# [EXERCISE REQUIREMENTS]
Exact reproduction is required for the lines bounded by the one containing "Convert this screenshot" and the one containing "import React from", both bounds included. Print them without any pictures.

# [DATA ENTRIES]
* Start *
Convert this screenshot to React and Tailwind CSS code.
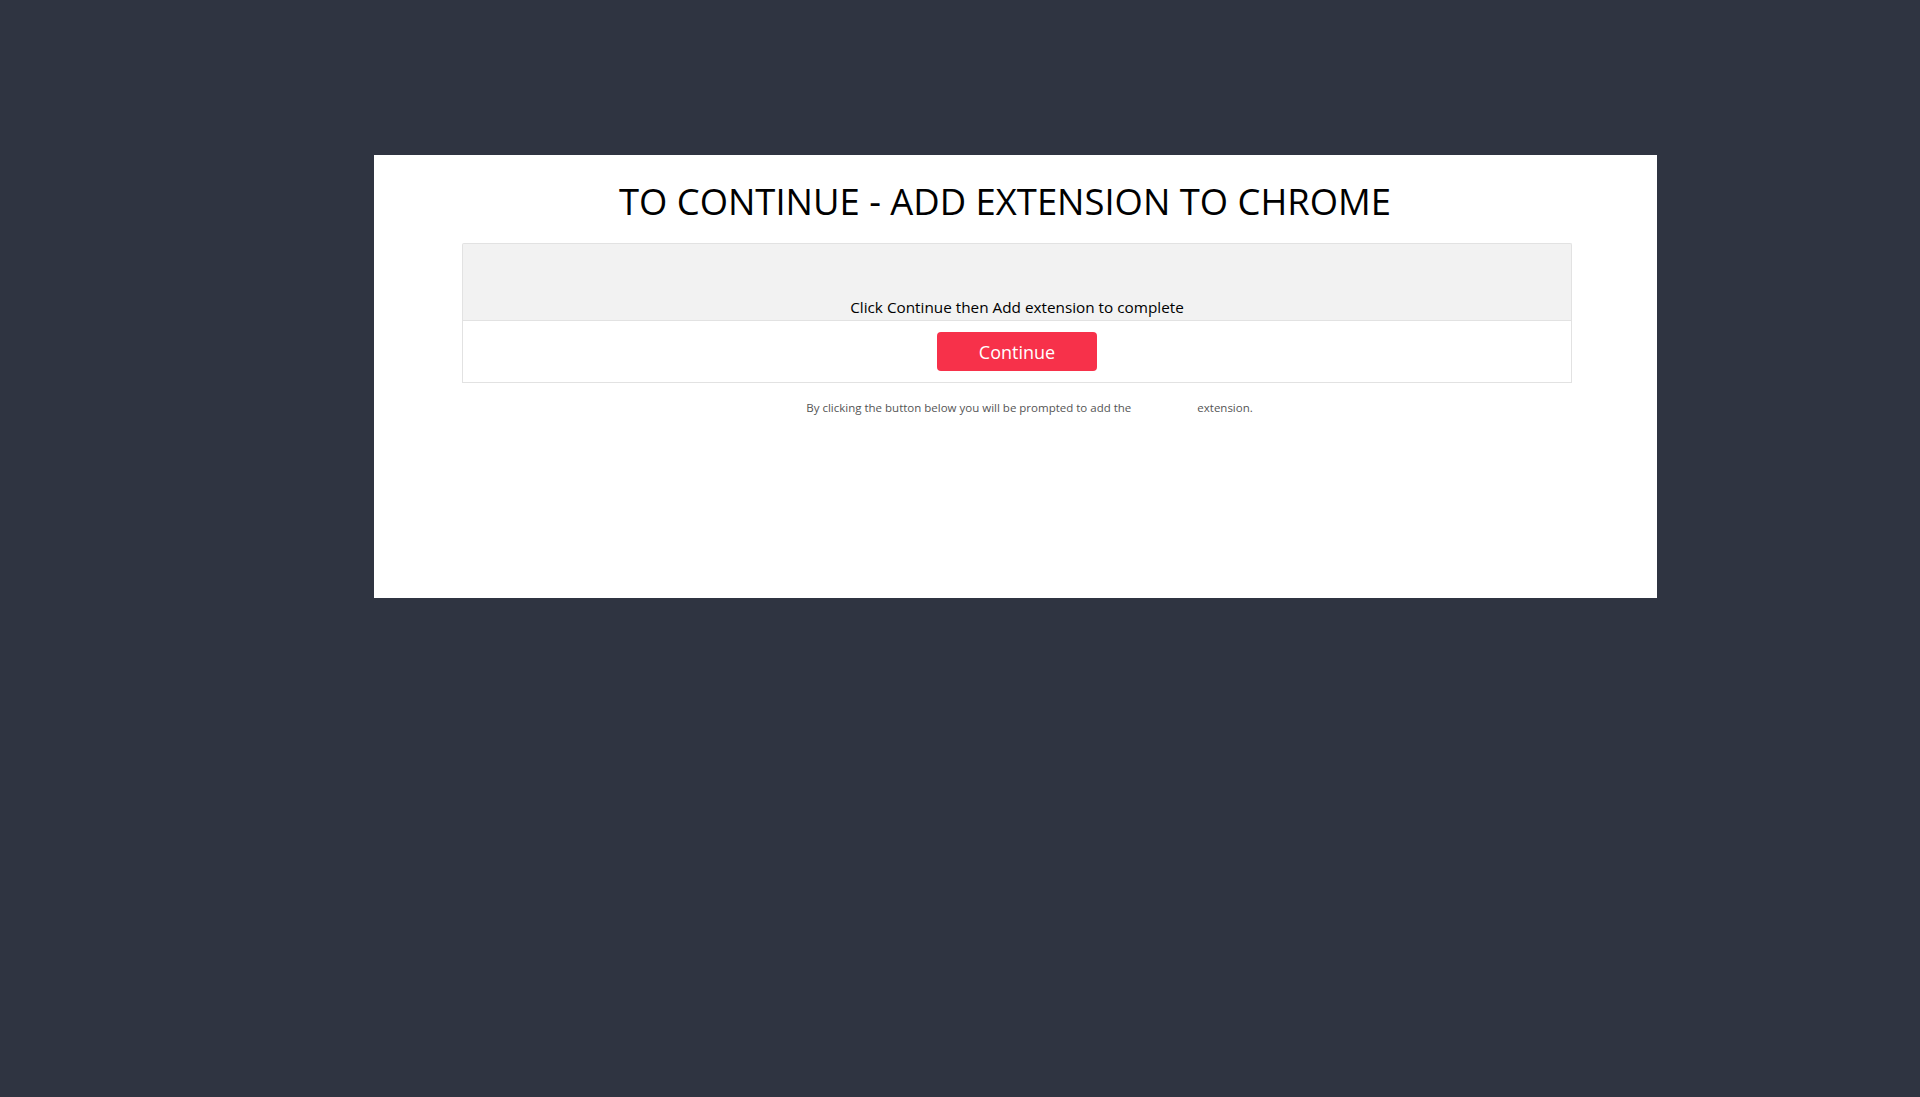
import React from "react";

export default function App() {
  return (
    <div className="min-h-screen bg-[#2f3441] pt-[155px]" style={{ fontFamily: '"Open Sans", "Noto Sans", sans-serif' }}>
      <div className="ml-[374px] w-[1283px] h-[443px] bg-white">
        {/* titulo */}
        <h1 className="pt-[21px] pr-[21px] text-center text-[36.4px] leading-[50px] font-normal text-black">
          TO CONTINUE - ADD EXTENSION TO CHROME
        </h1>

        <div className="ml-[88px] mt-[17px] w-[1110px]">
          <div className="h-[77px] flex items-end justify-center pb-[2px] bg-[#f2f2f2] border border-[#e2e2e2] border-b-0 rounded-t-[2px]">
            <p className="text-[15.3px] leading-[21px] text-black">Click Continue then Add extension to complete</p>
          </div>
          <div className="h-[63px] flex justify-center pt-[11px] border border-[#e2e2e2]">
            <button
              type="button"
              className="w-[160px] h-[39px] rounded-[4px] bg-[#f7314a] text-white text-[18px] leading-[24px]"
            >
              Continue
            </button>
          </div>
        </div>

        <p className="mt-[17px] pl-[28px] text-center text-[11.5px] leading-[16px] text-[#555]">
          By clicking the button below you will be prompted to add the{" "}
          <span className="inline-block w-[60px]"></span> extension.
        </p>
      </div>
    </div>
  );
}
* End *
* Start *
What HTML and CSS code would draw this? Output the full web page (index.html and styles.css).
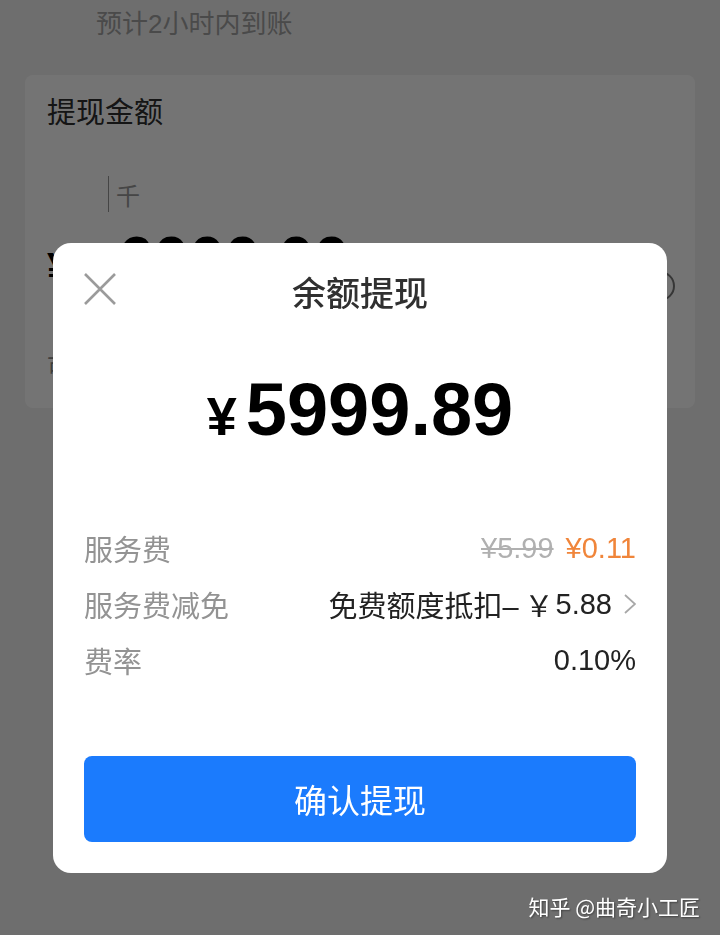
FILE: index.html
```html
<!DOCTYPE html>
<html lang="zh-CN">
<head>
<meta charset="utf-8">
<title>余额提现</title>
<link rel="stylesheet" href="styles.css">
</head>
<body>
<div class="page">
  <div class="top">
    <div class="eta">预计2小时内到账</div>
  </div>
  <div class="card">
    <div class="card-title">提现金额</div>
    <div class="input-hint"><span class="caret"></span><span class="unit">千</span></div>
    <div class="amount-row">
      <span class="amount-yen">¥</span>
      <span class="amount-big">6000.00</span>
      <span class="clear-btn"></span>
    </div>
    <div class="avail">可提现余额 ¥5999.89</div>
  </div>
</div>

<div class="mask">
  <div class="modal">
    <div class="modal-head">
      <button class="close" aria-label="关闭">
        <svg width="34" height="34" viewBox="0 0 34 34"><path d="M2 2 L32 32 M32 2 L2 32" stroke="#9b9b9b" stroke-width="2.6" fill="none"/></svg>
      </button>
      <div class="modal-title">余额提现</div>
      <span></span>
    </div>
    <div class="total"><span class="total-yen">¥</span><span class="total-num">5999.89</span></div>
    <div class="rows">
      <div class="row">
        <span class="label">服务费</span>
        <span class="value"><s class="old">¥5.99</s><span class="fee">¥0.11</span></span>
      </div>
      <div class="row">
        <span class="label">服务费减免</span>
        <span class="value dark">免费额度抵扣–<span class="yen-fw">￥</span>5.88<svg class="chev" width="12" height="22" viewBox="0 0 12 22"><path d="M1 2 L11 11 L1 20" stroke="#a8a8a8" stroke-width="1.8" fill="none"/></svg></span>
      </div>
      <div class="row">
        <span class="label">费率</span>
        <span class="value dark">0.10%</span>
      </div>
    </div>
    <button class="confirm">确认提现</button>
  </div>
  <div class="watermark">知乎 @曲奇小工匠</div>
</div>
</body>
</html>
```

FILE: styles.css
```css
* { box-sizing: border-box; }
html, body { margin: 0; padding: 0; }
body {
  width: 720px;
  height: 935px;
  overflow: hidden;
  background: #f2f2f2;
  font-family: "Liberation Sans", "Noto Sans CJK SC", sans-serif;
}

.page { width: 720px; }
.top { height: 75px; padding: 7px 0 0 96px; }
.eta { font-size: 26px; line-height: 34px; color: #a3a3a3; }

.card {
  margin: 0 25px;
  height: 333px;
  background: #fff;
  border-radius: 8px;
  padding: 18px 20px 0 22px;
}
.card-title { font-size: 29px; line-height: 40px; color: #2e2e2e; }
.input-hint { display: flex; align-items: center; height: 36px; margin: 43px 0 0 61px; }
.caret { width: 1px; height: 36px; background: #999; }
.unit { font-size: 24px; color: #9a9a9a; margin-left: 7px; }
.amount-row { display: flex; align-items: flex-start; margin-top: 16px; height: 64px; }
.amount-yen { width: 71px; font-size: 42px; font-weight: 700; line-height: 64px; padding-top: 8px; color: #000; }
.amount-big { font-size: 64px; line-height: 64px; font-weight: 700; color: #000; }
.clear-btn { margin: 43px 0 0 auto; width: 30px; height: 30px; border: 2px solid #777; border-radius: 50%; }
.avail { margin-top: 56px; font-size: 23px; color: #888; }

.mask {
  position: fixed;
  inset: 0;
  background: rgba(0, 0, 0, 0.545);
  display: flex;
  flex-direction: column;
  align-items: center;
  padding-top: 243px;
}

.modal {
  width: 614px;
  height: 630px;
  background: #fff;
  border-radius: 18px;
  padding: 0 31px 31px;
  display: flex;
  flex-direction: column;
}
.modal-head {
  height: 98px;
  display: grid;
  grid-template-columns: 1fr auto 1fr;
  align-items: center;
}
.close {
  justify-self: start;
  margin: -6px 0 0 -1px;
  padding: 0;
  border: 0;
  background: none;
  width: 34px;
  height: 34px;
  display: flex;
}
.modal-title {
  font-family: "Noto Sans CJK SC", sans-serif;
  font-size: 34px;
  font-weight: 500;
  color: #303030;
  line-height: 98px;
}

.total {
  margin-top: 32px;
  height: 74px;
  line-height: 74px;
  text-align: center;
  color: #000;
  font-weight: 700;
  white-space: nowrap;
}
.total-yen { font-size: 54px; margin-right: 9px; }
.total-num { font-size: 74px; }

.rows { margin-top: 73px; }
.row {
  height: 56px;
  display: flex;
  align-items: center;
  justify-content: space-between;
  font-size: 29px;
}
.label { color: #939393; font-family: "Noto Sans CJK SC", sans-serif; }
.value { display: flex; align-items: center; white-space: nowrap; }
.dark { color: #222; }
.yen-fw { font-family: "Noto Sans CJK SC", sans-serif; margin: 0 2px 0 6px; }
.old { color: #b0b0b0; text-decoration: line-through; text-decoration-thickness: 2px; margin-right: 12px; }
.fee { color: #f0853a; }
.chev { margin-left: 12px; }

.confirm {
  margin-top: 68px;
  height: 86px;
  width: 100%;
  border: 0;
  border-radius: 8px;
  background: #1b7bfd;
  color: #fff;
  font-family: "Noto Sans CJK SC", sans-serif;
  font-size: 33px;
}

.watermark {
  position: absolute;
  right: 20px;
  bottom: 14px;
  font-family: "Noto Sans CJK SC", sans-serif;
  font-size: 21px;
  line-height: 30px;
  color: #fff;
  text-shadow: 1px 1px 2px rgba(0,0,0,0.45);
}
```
* End *
# [RESULT OF THIS TASK]
Convert this screenshot to React and Tailwind CSS code.
import React from "react";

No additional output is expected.